I will chose to wait and praise Him with all that I am. I will settle in my soul this foolish longing and trust He will perform whatever is needed in order to be elevated to a new level of glory.


Isaiah 40:29-30

29 He gives strength to the weary
       and increases the power of the weak.

    30 Even youths grow tired and weary,
       and young men stumble and fall;

    31 but those who hope in the LORD
       will renew their strength.
       They will soar on wings like eagles;
       they will run and not grow weary,
      they will walk and not be faint.


My hope, not renewed by anything, other than the Lord Jesus himself. I will stay weak, I will chose to lay my every hope and dream down for His plans. I will chose worship, when everything inside of me feels like it is decaying.

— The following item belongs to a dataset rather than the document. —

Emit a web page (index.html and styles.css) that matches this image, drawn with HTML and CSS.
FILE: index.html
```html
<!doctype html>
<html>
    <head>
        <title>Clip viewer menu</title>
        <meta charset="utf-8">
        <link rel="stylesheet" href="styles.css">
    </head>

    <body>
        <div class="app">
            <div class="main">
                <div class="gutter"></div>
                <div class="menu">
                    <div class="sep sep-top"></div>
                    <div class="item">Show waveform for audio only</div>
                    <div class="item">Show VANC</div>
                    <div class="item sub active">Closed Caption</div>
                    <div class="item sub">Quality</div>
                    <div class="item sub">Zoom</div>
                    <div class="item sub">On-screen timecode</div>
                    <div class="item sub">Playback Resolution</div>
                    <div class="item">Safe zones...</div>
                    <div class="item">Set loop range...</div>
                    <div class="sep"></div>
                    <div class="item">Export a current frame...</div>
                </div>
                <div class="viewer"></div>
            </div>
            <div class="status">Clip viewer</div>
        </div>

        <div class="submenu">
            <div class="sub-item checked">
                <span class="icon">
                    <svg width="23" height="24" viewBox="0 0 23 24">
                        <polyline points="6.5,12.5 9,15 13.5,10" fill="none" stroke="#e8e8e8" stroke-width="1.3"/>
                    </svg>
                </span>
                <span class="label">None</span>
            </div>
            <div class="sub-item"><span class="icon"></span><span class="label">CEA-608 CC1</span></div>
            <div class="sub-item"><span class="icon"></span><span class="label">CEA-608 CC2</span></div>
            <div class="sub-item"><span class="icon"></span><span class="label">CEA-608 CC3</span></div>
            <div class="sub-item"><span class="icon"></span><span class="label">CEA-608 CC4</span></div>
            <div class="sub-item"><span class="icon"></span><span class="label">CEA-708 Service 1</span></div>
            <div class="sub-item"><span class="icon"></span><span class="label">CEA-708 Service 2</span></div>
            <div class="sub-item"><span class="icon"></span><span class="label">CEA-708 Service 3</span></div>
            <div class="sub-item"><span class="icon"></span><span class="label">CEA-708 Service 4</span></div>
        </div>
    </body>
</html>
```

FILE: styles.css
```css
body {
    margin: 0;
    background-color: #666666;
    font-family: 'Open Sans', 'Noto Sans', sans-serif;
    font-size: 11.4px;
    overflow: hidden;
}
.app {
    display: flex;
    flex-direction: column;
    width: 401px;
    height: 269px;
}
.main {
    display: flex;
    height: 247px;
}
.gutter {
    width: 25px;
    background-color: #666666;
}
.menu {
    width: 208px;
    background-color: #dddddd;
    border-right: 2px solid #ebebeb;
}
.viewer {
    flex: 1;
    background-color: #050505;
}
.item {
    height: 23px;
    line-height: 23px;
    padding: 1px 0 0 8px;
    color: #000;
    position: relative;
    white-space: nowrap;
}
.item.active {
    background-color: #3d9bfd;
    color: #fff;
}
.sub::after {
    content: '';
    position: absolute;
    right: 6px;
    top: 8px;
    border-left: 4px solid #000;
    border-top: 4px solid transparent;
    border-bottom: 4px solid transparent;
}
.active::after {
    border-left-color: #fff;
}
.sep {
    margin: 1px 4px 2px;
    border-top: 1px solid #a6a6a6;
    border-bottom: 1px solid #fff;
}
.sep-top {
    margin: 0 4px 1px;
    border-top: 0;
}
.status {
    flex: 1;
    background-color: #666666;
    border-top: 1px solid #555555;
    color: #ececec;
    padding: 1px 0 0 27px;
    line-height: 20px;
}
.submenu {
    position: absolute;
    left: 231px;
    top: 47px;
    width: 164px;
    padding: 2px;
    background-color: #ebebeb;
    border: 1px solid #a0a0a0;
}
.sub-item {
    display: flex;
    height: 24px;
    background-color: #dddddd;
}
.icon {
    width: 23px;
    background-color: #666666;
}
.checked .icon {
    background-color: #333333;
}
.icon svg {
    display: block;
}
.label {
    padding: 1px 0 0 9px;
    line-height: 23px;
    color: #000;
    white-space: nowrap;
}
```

2 Corinthians 12:7-107To keep me from becoming conceited because of these surpassingly great revelations, there was given me a thorn in my flesh, a messenger of Satan, to torment me. 8Three times I pleaded with the Lord to take it away from me. 9But he said to me, "My grace is sufficient for you, for my power is made perfect in weakness." Therefore I will boast all the more gladly about my weaknesses, so that Christ's power may rest on me. 10That is why, for Christ's sake, I delight in weaknesses, in insults, in hardships, in persecutions, in difficulties. For when I am weak, then I am strong.

2 Corinthians 10:3-113For though we live in the world, we do not wage war as the world does. 4The weapons we fight with are not the weapons of the world. On the contrary, they have divine power to demolish strongholds. 5We demolish arguments and every pretension that sets itself up against the knowledge of God, and we take captive every thought to make it obedient to Christ. 6And we will be ready to punish every act of disobedience, once your obedience is complete.7You are looking only on the surface of things.[a] If anyone is confident that he belongs to Christ, he should consider again that we belong to Christ just as much as he. 8For even if I boast somewhat freely about the authority the Lord gave us for building you up rather than pulling you down, I will not be ashamed of it. 9I do not want to seem to be trying to frighten you with my letters. 10For some say, "His letters are weighty and forceful, but in person he is unimpressive and his speaking amounts to nothing." 11Such people should realize that what we are in our letters when we are absent, we will be in our actions when we are present.


Dearest Lord,


Forgive my frustration and angst about future issues. I am certain all things are being held together in your hands. I have no need for concern or worry and ask that you help take captive wasteful thinking. In you hope is great and my future certain. All things destined for me will be accomplished. I have no desire to be known for a person of good words or deed. I want to be known as one who loves you desperately, passionately and recklessly abandoned to you and your causes. Let the eyes of my heart be so in tuned with your Holy Spirit that all else diminishes from my sight. I desire to be an instrument to be played upon or a tool to be used for the advancement of your kingdom. I love you my Lord. Be glorified this day! Amen.